### [Problem description]
Only the number is wanted: how many lines contain the word "React"?

┌──

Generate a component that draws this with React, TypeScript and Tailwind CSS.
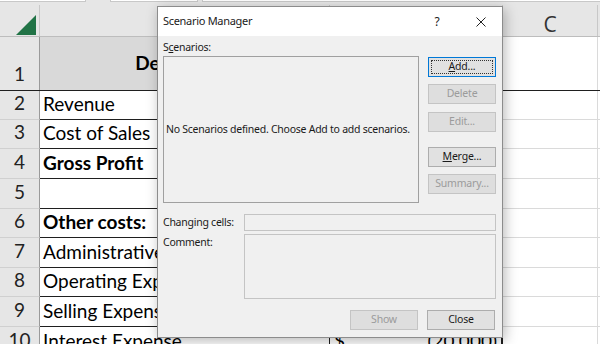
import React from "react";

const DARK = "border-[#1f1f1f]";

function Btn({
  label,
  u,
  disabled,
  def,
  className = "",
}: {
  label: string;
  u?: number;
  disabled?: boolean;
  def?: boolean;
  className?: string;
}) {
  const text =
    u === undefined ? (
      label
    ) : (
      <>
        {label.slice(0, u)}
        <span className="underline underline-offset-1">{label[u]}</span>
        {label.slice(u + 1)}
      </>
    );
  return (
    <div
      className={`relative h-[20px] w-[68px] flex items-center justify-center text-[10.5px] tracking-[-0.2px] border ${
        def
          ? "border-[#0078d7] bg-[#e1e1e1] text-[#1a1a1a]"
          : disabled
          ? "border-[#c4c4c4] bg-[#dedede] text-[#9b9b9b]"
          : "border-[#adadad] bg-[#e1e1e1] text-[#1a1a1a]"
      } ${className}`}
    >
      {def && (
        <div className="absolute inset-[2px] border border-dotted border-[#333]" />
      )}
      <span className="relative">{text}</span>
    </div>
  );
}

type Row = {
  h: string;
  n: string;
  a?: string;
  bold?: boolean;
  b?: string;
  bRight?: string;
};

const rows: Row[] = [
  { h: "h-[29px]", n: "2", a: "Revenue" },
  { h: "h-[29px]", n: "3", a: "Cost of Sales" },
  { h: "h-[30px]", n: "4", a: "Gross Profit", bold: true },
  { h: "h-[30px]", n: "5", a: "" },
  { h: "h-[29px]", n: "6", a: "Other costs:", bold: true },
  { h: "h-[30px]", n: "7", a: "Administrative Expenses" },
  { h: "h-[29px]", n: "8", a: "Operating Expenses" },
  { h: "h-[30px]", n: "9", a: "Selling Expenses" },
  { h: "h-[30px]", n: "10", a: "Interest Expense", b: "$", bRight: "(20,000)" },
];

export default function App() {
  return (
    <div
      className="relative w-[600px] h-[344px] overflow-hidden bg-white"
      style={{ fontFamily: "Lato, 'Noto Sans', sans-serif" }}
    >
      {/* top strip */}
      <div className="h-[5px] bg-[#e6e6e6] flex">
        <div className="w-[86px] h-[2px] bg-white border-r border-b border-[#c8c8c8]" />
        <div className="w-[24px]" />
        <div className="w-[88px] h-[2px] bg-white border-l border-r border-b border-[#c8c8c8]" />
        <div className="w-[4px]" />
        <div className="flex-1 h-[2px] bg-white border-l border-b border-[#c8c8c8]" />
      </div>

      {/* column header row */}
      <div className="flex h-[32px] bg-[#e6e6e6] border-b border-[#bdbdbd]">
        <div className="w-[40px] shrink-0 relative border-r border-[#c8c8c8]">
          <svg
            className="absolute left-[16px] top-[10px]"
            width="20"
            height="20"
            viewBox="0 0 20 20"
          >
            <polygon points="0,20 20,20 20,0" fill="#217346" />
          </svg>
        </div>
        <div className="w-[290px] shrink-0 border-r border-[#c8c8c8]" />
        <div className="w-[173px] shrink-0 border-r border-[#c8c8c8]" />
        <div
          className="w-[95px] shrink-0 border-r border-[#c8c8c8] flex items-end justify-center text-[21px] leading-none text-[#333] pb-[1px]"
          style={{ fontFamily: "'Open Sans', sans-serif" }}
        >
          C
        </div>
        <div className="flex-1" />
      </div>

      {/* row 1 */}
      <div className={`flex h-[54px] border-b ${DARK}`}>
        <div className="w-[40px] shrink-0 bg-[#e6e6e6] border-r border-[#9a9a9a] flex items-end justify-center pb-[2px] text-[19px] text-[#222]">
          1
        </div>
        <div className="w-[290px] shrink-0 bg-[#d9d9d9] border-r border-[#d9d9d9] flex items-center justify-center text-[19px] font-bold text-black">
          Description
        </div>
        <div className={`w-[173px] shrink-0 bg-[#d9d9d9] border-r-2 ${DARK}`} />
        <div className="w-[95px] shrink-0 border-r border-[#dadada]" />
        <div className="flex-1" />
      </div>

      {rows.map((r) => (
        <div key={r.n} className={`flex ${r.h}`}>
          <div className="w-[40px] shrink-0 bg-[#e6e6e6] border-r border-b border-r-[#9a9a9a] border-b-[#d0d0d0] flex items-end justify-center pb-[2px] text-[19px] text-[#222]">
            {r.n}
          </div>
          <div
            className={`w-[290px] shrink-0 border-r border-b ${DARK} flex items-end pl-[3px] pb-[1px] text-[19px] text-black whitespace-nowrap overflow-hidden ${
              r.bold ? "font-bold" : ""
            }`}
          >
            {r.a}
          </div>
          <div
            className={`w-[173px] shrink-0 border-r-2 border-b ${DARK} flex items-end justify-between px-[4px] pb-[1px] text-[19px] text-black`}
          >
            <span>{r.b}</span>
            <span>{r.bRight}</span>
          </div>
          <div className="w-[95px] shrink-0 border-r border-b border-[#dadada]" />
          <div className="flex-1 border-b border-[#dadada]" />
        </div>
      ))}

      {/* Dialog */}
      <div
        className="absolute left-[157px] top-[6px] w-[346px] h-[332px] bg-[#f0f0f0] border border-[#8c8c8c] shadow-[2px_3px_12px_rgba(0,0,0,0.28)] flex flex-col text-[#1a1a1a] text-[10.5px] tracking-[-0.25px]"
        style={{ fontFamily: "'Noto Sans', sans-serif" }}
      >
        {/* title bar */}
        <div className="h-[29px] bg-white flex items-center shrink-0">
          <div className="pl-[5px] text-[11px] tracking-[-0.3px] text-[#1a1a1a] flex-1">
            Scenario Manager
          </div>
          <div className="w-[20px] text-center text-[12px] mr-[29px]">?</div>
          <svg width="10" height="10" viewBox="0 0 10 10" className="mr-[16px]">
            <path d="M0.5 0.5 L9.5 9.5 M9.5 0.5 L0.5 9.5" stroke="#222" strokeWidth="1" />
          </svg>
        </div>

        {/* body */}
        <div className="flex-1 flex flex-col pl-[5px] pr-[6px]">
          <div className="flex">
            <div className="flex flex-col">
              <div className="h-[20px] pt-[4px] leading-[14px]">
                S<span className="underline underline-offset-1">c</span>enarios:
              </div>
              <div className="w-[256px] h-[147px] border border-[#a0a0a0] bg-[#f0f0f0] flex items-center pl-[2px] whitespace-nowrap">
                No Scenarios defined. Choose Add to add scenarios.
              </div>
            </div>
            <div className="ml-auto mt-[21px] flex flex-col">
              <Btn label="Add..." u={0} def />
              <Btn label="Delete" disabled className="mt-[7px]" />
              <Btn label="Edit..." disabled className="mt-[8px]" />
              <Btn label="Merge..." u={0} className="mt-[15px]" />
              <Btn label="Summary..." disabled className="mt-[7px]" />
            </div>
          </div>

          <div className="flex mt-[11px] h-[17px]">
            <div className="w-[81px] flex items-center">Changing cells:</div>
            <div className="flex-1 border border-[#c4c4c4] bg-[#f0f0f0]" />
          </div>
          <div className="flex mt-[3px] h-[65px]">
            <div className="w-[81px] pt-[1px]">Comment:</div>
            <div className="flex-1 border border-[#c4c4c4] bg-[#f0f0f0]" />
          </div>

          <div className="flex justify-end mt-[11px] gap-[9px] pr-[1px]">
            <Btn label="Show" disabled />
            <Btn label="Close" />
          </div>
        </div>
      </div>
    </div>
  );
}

└──

### [Reply]
2